Full Disclosure mailing list archives

Re: Considering nSight, any thoughts? (Final comment)


From: Steven Rakick <stevenrakick () yahoo com>
Date: Wed, 7 Sep 2005 11:46:23 -0700 (PDT)

Due to the number of emails I received off the list
from students, I wanted to point something out.

Intrusense sent out an email notice yesterday evening
regarding the release of nSight 2.0. It appears
they've adopted a new licensing model. Not only is
their license no longer bound to a specific URL, but
also they're offering free licenses for personal,
educuational and otherwise non-commercial end users.
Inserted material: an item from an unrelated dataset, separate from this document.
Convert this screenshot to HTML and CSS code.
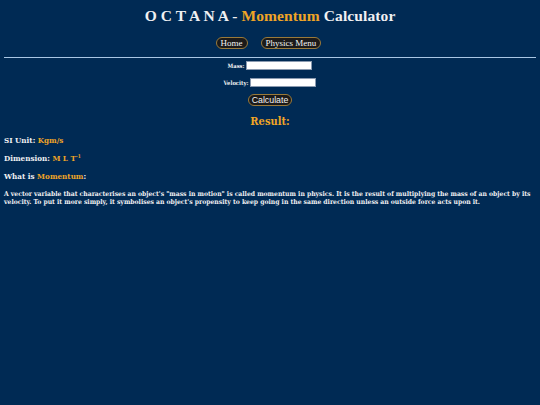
FILE: index.html
```html
<!DOCTYPE html>
<html>
<head>
<meta charset="utf-8">
<link rel="stylesheet" href="styles.css">
</head>
<body>
<h1 class="title">O C T A N A - <span class="gold">Momentum</span> Calculator</h1>
<nav class="nav">
  <a class="pill" href="#">Home</a>
  <a class="pill" href="#">Physics Menu</a>
</nav>
<hr class="rule">
<form class="calc">
  <div class="row"><label class="lbl">Mass:</label><input class="field" type="text"></div>
  <div class="row"><label class="lbl">Velocity:</label><input class="field" type="text"></div>
  <div class="row"><button class="calc-btn" type="button">Calculate</button></div>
</form>
<h2 class="result">Result:</h2>
<p class="info">SI Unit: <span class="gold">Kgm/s</span></p>
<p class="info">Dimension: <span class="gold">M L T<sup class="sup">-1</sup></span></p>
<p class="info">What is <span class="gold">Momentum</span>:</p>
<p class="desc">A vector variable that characterises an object's "mass in motion" is called momentum in physics. It is the result of multiplying the mass of an object by its velocity. To put it more simply, it symbolises an object's propensity to keep going in the same direction unless an outside force acts upon it.</p>
</body>
</html>
```
FILE: styles.css
```css
html, body {
  background: #002a54;
}
body {
  margin: 0;
  padding: 0 4px;
  color: #f0f0f2;
  font-family: "DejaVu Serif Condensed", "DejaVu Serif", Georgia, serif;
}
.gold { color: #f0a526; }
.title {
  margin: 0;
  padding-top: 8px;
  height: 20px;
  line-height: 16px;
  text-align: center;
  font-family: "Liberation Serif", "Times New Roman", serif;
  font-size: 15.5px;
  font-weight: bold;
  letter-spacing: 0.1px;
}
.nav {
  display: flex;
  justify-content: center;
  gap: 13px;
  margin-top: 9px;
  padding-right: 3px;
  height: 12px;
}
.pill {
  display: inline-block;
  box-sizing: border-box;
  height: 12px;
  line-height: 10px;
  padding: 0 4px;
  border: 1px solid #9a7a3a;
  border-radius: 6px;
  background: #1b1a1a;
  color: #f3f3f3;
  text-decoration: none;
  font-family: "Liberation Serif", "Times New Roman", serif;
  font-size: 9px;
}
.rule {
  margin: 8px 0 0 0;
  border: 0;
  height: 1px;
  background: #a9c6e4;
}
.calc {
  display: flex;
  flex-direction: column;
  align-items: center;
  margin-top: 3px;
}
.row {
  display: flex;
  align-items: center;
  justify-content: center;
  height: 9px;
  margin-bottom: 8px;
  gap: 2px;
}
.lbl {
  font-size: 5.8px;
  font-weight: bold;
}
.field {
  box-sizing: border-box;
  width: 66px;
  height: 9px;
  border: 1px solid #8a9ab0;
  background: #ffffff;
  padding: 0;
  margin: 0;
}
.calc-btn {
  box-sizing: border-box;
  height: 12px;
  padding: 0 3px;
  margin-top: 1px;
  border: 1px solid #9a7a3a;
  border-radius: 6px;
  background: #1b1a1a;
  color: #f3f3f3;
  font-family: "Liberation Sans", Arial, sans-serif;
  font-size: 8.8px;
  line-height: 10px;
}
.result {
  margin: 3px 0 0 0;
  text-align: center;
  font-size: 11px;
  line-height: 14px;
  color: #f0a526;
  font-weight: bold;
}
.info {
  margin: 6px 0 0 0;
  font-size: 8px;
  line-height: 10px;
  font-weight: bold;
}
.info + .info { margin-top: 8px; }
.sup {
  font-size: 5px;
  vertical-align: 3px;
  line-height: 0;
}
.desc {
  margin: 9px 0 0 0;
  font-size: 6.75px;
  line-height: 8px;
  font-weight: bold;
}
```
I thought that was pretty cool.


Steve


--- Jeff Boston <nospam () techemail com> wrote:


---------------------------------

Hi. Sorry for the delay in my response.

Jason/Steven, I'd highly recommend this or other
products like it. It's quite affordable and very easy
to get running (although they need to create more
documentation).

We've been using the new version of nSight for
approximately 2 months now and it's been quite useful
and more so by the day. I'm learning that the more
network information nSight collects, the more valuable
it becomes. 

It's helped us identify the cause of several
intermittent problems we've had for at least a year
now because we were able to go back and look
specifically at the point in time where the problem
occured (2 times in 2 months). The problem was
knocking off users from a few servers in our DMZ so
we're happy it's been resolved. We also had a couple
users who were doing a ton of pirated software
uploads/downloads. We idenitified then within 30
minutes of installing nSight.

That's about it. Email me off the list if you have any
questions.

J.

Author: Steven Rakick
Date:  2005-07-30 14:302005-07-30 18:30  -400UTC
To: Jason Heschel, security-basics
Subject: Re: Considering nSight, any thoughts?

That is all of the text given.